The second problem is that when crspmerge creates a daily file it misses distribution events that occur on non-trading days. There are 95 such events in the 2020 CRSP file. For example,on September 11, 2001, Herley Industries (permno 41663) announced a 2-for-1 stock split. However, there was no trading that week on Wall Street and the event does not appear on the crspmerge daily output. On October 12, 2012, hurricane Sandy halted trading and the $2 per share dividend announced by Lockhhed Martin (permno 21178) does not show up on the crspmerge daily file output.
SUPERCRSPMERGE
Richard Rumelt and Fan Xia have written a new merge program named supercrspmerge. It fixes the above issues with crspmerge and has a number of new convenience features. To deal with distribution events on non-trading days (in a daily merge) the macro moves the distribution event(s) to the next available trading day.
An inconvience in crspmerge is that one has to properly list the desired variables as SFVARS (from the price file) or SEVARS (from the mseall or dseall files). Supercrspmerge knows where to get variables. It also has a keyword _allv_ which brings in all available CRSP variables from these files.
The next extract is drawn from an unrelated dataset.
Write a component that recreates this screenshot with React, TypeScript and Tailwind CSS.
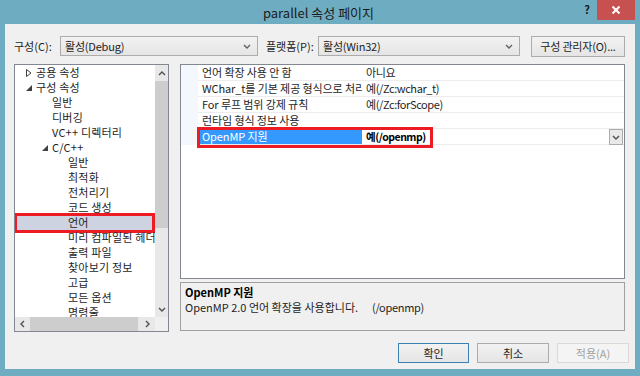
import React from 'react';

const FONT = { fontFamily: '"Noto Sans CJK KR", "Noto Sans", sans-serif' };

// tree rows: label, depth, arrow state
const treeRows = [
  { label: '공용 속성', level: 0, arrow: 'closed' },
  { label: '구성 속성', level: 0, arrow: 'open' },
  { label: '일반', level: 1 },
  { label: '디버깅', level: 1 },
  { label: 'VC++ 디렉터리', level: 1 },
  { label: 'C/C++', level: 1, arrow: 'open' },
  { label: '일반', level: 2 },
  { label: '최적화', level: 2 },
  { label: '전처리기', level: 2 },
  { label: '코드 생성', level: 2 },
  { label: '언어', level: 2, selected: true },
  { label: '미리 컴파일된 헤더', level: 2 },
  { label: '출력 파일', level: 2 },
  { label: '찾아보기 정보', level: 2 },
  { label: '고급', level: 2 },
  { label: '모든 옵션', level: 2 },
  { label: '명령줄', level: 2 },
];

const indent = ['pl-[11px]', 'pl-[27px]', 'pl-[43px]'];

const props = [
  { name: '언어 확장 사용 안 함', value: '아니요' },
  { name: 'WChar_t를 기본 제공 형식으로 처리', value: '예(/Zc:wchar_t)' },
  { name: 'For 루프 범위 강제 규칙', value: '예(/Zc:forScope)' },
  { name: '런타임 형식 정보 사용', value: '' },
  { name: 'OpenMP 지원', value: '예(/openmp)', selected: true },
];

const Chevron = ({ dir = 'down', className = '' }) => {
  const pts = {
    down: '1,3 4,6 7,3',
    up: '1,6 4,3 7,6',
    left: '5,1 2,4 5,7',
    right: '3,1 6,4 3,7',
  }[dir];
  return (
    <svg width="8" height="8" viewBox="0 0 8 8" className={className}>
      <polyline points={pts} fill="none" stroke="currentColor" strokeWidth="1.4" />
    </svg>
  );
};

const Arrow = ({ state }) => {
  if (!state) return <span className="w-[10px] shrink-0" />;
  return (
    <span className="w-[10px] shrink-0 flex items-center">
      {state === 'closed' ? (
        <svg width="6" height="8" viewBox="0 0 6 8">
          <polygon points="0.5,0.5 5,4 0.5,7.5" fill="none" stroke="#404040" strokeWidth="1" />
        </svg>
      ) : (
        <svg width="6" height="6" viewBox="0 0 6 6">
          <polygon points="6,0 6,6 0,6" fill="#404040" />
        </svg>
      )}
    </span>
  );
};

const Combo = ({ text, width }) => (
  <div className={`${width} h-[20px] flex items-center justify-between border border-[#acacac] bg-gradient-to-b from-[#f2f2f2] to-[#e5e5e5] pl-[4px] pr-[6px] text-[11px] text-[#1e1e1e]`}>
    <span className="tracking-[-0.2px]">{text}</span>
    <Chevron className="text-[#606060]" />
  </div>
);

export default function App() {
  return (
    <div className="w-[640px] h-[376px] bg-[#6eadc1] flex flex-col overflow-hidden" style={FONT}>
      {/* title bar */}
      <div className="h-[24px] flex items-start shrink-0">
        <div className="flex-1 pt-[3px] text-center text-[13px] text-[#1a1a1a] pl-[60px]">parallel 속성 페이지</div>
        <div className="w-[20px] pt-[1px] text-center text-[11px] font-bold text-[#1a1a1a]">?</div>
        <div className="w-[38px] h-[20px] bg-[#c75050] flex items-center justify-center mr-[5px]">
          <svg width="10" height="10" viewBox="0 0 10 10">
            <path d="M1.5 1.5 L8.5 8.5 M8.5 1.5 L1.5 8.5" stroke="#fff" strokeWidth="2" />
          </svg>
        </div>
      </div>

      {/* client */}
      <div className="ml-[5px] mr-[5px] h-[345px] bg-[#f0f0f0] flex flex-col px-[9px] pt-[12px] text-[11px] text-[#1e1e1e]">
        <div className="h-[20px] flex items-center shrink-0">
          <span className="w-[46px]">구성(C):</span>
          <Combo text="활성(Debug)" width="w-[198px]" />
          <span className="ml-[8px] w-[52px]">플랫폼(P):</span>
          <Combo text="활성(Win32)" width="w-[202px]" />
          <div className="ml-[11px] w-[94px] h-[21px] flex items-center justify-center border border-[#acacac] bg-gradient-to-b from-[#f2f2f2] to-[#e5e5e5] tracking-[-0.2px]">
            구성 관리자(O)...
          </div>
        </div>

        <div className="mt-[8px] flex gap-[11px]">
          {/* tree */}
          <div className="w-[155px] h-[268px] border border-[#828790] bg-white flex flex-col">
            <div className="flex h-[252px]">
              <div className="flex-1 overflow-hidden">
                {treeRows.map((r, i) => (
                  <div
                    key={i}
                    className={`relative h-[15px] flex items-center whitespace-nowrap ${r.selected ? 'ml-[2px] mr-[3px] bg-[#cdd3e0] pl-[41px]' : indent[r.level]}`}
                  >
                    <Arrow state={r.arrow} />
                    <span className="tracking-[0.2px]">{r.label}</span>
                    {r.selected && (
                      <div className="absolute left-[-3px] right-[-3px] top-[-2px] bottom-[-3px] border-[3px] border-[#ed1c24]" />
                    )}
                  </div>
                ))}
              </div>
              <div className="w-[13px] bg-[#e8e8e8] flex flex-col">
                <div className="h-[16px] flex items-center justify-center text-[#505050]">
                  <Chevron dir="up" />
                </div>
                <div className="h-[147px] bg-[#cdcdcd]" />
                <div className="flex-1" />
                <div className="h-[16px] flex items-center justify-center text-[#505050]">
                  <Chevron dir="down" />
                </div>
              </div>
            </div>
            <div className="flex h-[14px]">
              <div className="flex-1 bg-[#e8e8e8] flex items-center">
                <div className="w-[15px] flex justify-center text-[#505050]">
                  <Chevron dir="left" />
                </div>
                <div className="w-[108px] h-full bg-[#cdcdcd]" />
                <div className="flex-1 flex justify-center text-[#505050]">
                  <Chevron dir="right" />
                </div>
              </div>
              <div className="w-[13px] bg-[#f0f0f0]" />
            </div>
          </div>

          {/* right column */}
          <div className="w-[445px] flex flex-col gap-[3px]">
            <div className="h-[215px] border border-[#828790] bg-white">
              {props.map((p, i) => (
                <div key={i} className="relative h-[16px] flex">
                  <div className="w-[17px] bg-[#f4f7fc]" />
                  <div className={`w-[164px] pl-[4px] flex items-center border-b border-[#ececec] whitespace-nowrap overflow-hidden tracking-[-0.1px] ${p.selected ? 'bg-[#3399ff] text-white' : ''}`}>
                    {p.name}
                  </div>
                  <div className="flex-1 flex items-center justify-between pl-[4px] border-b border-[#ececec] whitespace-nowrap">
                    <span className={p.selected ? 'font-bold text-black text-[10.5px] tracking-[-0.5px]' : 'tracking-[-0.4px]'}>{p.value}</span>
                    {p.selected && (
                      <div className="w-[14px] h-[16px] mr-[1px] border border-[#acacac] bg-[#e9e9e9] flex items-center justify-center text-[#505050]">
                        <Chevron />
                      </div>
                    )}
                  </div>
                  {p.selected && (
                    <div className="absolute left-[16px] top-[-2px] w-[236px] h-[21px] border-[3px] border-[#ed1c24]" />
                  )}
                </div>
              ))}
            </div>
            <div className="h-[49px] border border-[#a0a0a0] px-[4px] pt-[2px] leading-[15px]">
              <div className="font-bold text-black">OpenMP 지원</div>
              <div className="flex">
                <span className="w-[187px]">OpenMP 2.0 언어 확장을 사용합니다.</span>
                <span className="tracking-[-0.3px]">(/openmp)</span>
              </div>
            </div>
          </div>
        </div>

        <div className="mt-[11px] -mr-[3px] flex justify-end gap-[8px]">
          <div className="w-[71px] h-[20px] flex items-center justify-center border border-[#3c7fb1] bg-gradient-to-b from-[#f2f2f2] to-[#e5e5e5]">확인</div>
          <div className="w-[72px] h-[20px] flex items-center justify-center border border-[#acacac] bg-gradient-to-b from-[#f2f2f2] to-[#e5e5e5]">취소</div>
          <div className="w-[72px] h-[20px] flex items-center justify-center border border-[#d9d9d9] bg-[#f4f4f4] text-[#a0a0a0]">적용(A)</div>
        </div>
      </div>
    </div>
  );
}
In addition, supercrspmerge allows the user to specify index variables from the msi or dsi files (veretd etc.) or use the keyword _alli_ to bring them all in.
Supercrspmerge allows the user to specify a list of variables for which one-period lags will be added. For example, by specifying lags = prc, the output daily file will contain prc_L, the price on the preceeding trading day (or a missing value if the focal date is the first for the permno). The macro will look back before the start date to get a lag. On a monthly file, the lag would be denoted prc_M.
There are a number of useful options provided by supercrspmerge. They are:
- abs Apply the absolute value operator to any prices among the specified variables.
- ntdist Find and shift non-trading day distributions events on daily file merge.
- mv Create market value variable (millions of $). Can be lagged.
- exdt On monthly file, include the date of the event as variable exdt.
- cut Drop distribution events occuring after the delisting date.
- nonul Exclude rows with no data on selected variables (except permno and date).
- ym Include the ‘yearmo’ variable = 100*year+month
The calling syntax of the macro is:
%supercrspmerge(freq=, lib=, start=, end=, thevars=, plist=, filter=, outfile=, options=, lags=);
where
- freq = d or m for daily or monthly merge. Defaults to m.
- lib = name of the crsp data library. If no such local libname, use wrds/crspsasdata/a_stock.
- start = start date as text. For example, 01Jan1973. Defaults to earlist date on CRSP files.
- end = end date as text. Defaults to most recent date on CRSP files.
- thevars = list of crsp variables to be included. _allv_ brings in all from dsf (msf) and dseall (mseall). _alli_ brings in all indices from dsi (msi). Permno and date will always be included and need not be listed. No default.
- plist = list of permnos to select. The list should be within parentheses and formatted as an argument to the IN operator. For example, plist = (10005, 20000:29999). Defaults to none.
- outfile = name of the output file. Defaults to test_&freq.
- options = list of option keywords. Defaults to none.
- lags = list of variables to be lagged one observation. Defaults to none.
When the user specifies distribution variables the merge may create more than one row for each date. Each row marks a different distribution event. The distribution variables are: distcd divamt facpr facshr dclrdt rcrddt paydt acperm accomp. Delisting variables may also create an additional row. They are: dlstcd nwperm nwcomp nextdt dlamt dlretx dlprc dlpdt dlret. Each such row will have the same values for the non-distribution non-delisting variables. Note that distribution and delisting variables are not taken from dseall (mseall) files as in crspmerge. Instead, they are taken from the source files dsedist and dsedelist for both monthly and daily merges. If one is using a local crsp library, these files must be present in that library.